> [Directions for this task]
From the first line of the listing below to the line with "MessageCircle, Moon, Radio", print each line exactly, and nothing more. Leave out the pictures.

> [Given material]
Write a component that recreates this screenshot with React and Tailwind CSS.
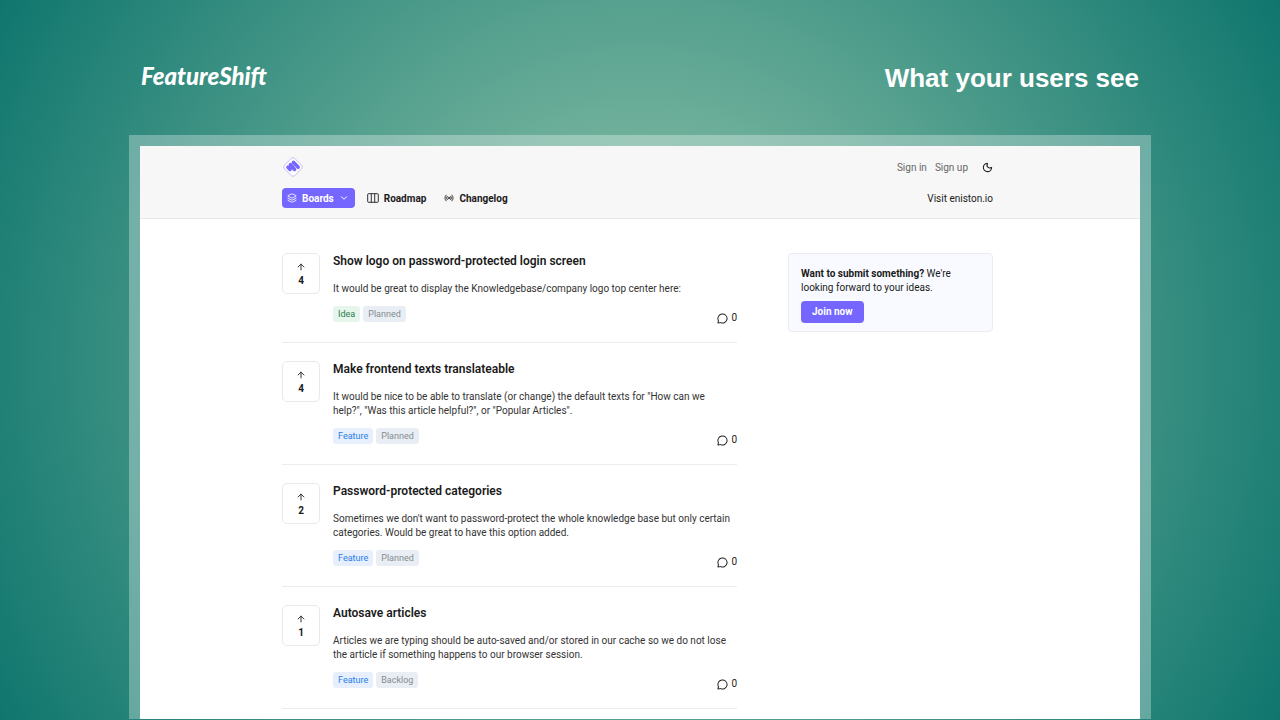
import { ArrowUp, ChevronDown, Layers, MessageCircle, Moon, Radio } from 'lucide-react';

const posts = [
  {
    title: 'Show logo on password-protected login screen',
    body: 'It would be great to display the Knowledgebase/company logo top center here:',
    votes: 4,
    type: 'Idea',
    status: 'Planned',
  },
  {
    title: 'Make frontend texts translateable',
    body: 'It would be nice to be able to translate (or change) the default texts for "How can we help?", "Was this article helpful?", or "Popular Articles".',
    votes: 4,
    type: 'Feature',
    status: 'Planned',
  },
  {
    title: 'Password-protected categories',
    body: "Sometimes we don't want to password-protect the whole knowledge base but only certain categories. Would be great to have this option added.",
    votes: 2,
    type: 'Feature',
    status: 'Planned',
  },
  {
    title: 'Autosave articles',
    body: 'Articles we are typing should be auto-saved and/or stored in our cache so we do not lose the article if something happens to our browser session.',
    votes: 1,
    type: 'Feature',
    status: 'Backlog',
  },
];

const typeStyles = {
  Idea: 'bg-[#e6f6ed] text-[#2c7a51]',
  Feature: 'bg-[#e6effb] text-[#2680eb]',
};

function BrandMark() {
  return (
    <svg viewBox="0 0 22 22" className="size-[22px]" aria-hidden="true">
      <rect x="3.7" y="3.7" width="14.6" height="14.6" rx="2.6" transform="rotate(45 11 11)" fill="#fff" stroke="#b9b1fa" strokeWidth="0.8" />
      <g stroke="#7566ff" strokeWidth="3.5" strokeLinecap="round">
        <path d="M5.9 11.2l2.2 2.3M8.4 8.5l4.2 5M11.4 6.3l4.8 4.9" />
      </g>
    </svg>
  );
}

function BoardColumns() {
  return (
    <svg viewBox="0 0 12 12" className="size-3" fill="none" stroke="currentColor" strokeWidth="0.9" aria-hidden="true">
      <rect x="0.7" y="1.7" width="10.6" height="8.6" rx="0.8" />
      <path d="M4.3 1.7v8.6M7.7 1.7v8.6" />
    </svg>
  );
}

function Post({ post }) {
  return (
    <article className="flex gap-[13px] border-b border-[#ececec] pt-[18px] pb-4">
      <button
        type="button"
        aria-label={`Upvote ${post.title}`}
        className="flex h-[41px] w-[38px] shrink-0 flex-col items-center justify-center gap-[3px] rounded-[5px] border border-[#e9e9e9] pt-px text-[10px] leading-3 font-bold"
      >
        <ArrowUp className="size-2.5 text-[#333]" strokeWidth={2.4} />
        {post.votes}
      </button>
      <div className="min-w-0 flex-1">
        <h2 className="text-[12px] leading-4 font-semibold">{post.title}</h2>
        <p className="mt-[13px] pr-[3px] text-[10px] leading-[14px] text-[#333]">{post.body}</p>
        <div className="mt-2.5 flex items-start justify-between">
          <div className="flex gap-[3px] text-[9px] leading-4">
            <span className={`rounded-[3px] px-[5px] ${typeStyles[post.type]}`}>{post.type}</span>
            <span className="rounded-[3px] bg-[#e9eef4] px-[5px] text-[#868b91]">{post.status}</span>
          </div>
          <span className="mt-1 flex h-4 items-center gap-[3px] text-[10px] leading-4 text-[#222]">
            <MessageCircle className="size-[11px]" strokeWidth={2.2} />0
          </span>
        </div>
      </div>
    </article>
  );
}

export default function App() {
  return (
    <div className="flex h-screen flex-col overflow-hidden bg-[radial-gradient(circle_at_center,#99c9ae,#0f766e)] px-[129px] pb-px font-['Roboto',sans-serif] text-[#1a1a1a]">
      <header className="flex h-[135px] shrink-0 items-start justify-between px-3 pt-[60px] text-white">
        <a href="#home" className="font-['Lato',sans-serif] text-[24px] leading-8 font-black italic">FeatureShift</a>
        <h1 className="font-['Liberation_Sans',sans-serif] text-[26px] leading-9 font-bold">What your users see</h1>
      </header>

      <main className="min-h-0 flex-1 bg-white/30 px-[11px] pt-[11px]">
        <div className="h-full overflow-hidden bg-white">
          <div className="border-b border-[#e8e8e8] bg-[#f7f7f7] pt-2.5 pr-[147px] pb-2.5 pl-[142px]">
            <div className="flex h-[22px] items-center justify-between">
              <a href="#boards" aria-label="Eniston"><BrandMark /></a>
              <div className="flex items-center gap-2 text-[10px] text-[#666]">
                <a href="#signin">Sign in</a>
                <a href="#signup">Sign up</a>
                <button type="button" aria-label="Toggle dark mode" className="ml-1.5 text-[#222]">
                  <Moon className="size-[11px]" strokeWidth={2.4} />
                </button>
              </div>
            </div>
            <nav className="mt-2.5 flex h-5 items-center text-[10px] font-bold">
              <button type="button" className="flex h-5 items-center gap-[5px] rounded-sm bg-[#7566ff] pr-1.5 pl-[5px] text-white">
                <Layers className="size-2.5" />
                Boards
                <ChevronDown className="size-2.5" strokeWidth={2.4} />
              </button>
              <a href="#roadmap" className="ml-3 flex items-center gap-[5px]"><BoardColumns />Roadmap</a>
              <a href="#changelog" className="ml-[18px] flex items-center gap-[5px]"><Radio className="size-2.5" />Changelog</a>
              <a href="#visit" className="ml-auto font-normal">Visit eniston.io</a>
            </nav>
          </div>

          <div className="flex items-start justify-between pt-4 pr-[147px] pl-[142px]">
            <section className="w-[455px]">
              {posts.map((post) => <Post key={post.title} post={post} />)}
            </section>
            <aside className="mt-[18px] w-[205px] rounded-sm border border-[#ebebf0] bg-[#f9faff] px-3 pt-[13px] pb-2 text-[10px] leading-[14px]">
              <p><strong className="font-bold">Want to submit something?</strong> We're looking forward to your ideas.</p>
              <button type="button" className="mt-1.5 h-[22px] rounded-sm bg-[#7566ff] px-[11px] font-bold text-white">Join now</button>
            </aside>
          </div>
        </div>
      </main>
    </div>
  );
}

> [The completed task]
Write a component that recreates this screenshot with React and Tailwind CSS.
import { ArrowUp, ChevronDown, Layers, MessageCircle, Moon, Radio } from 'lucide-react';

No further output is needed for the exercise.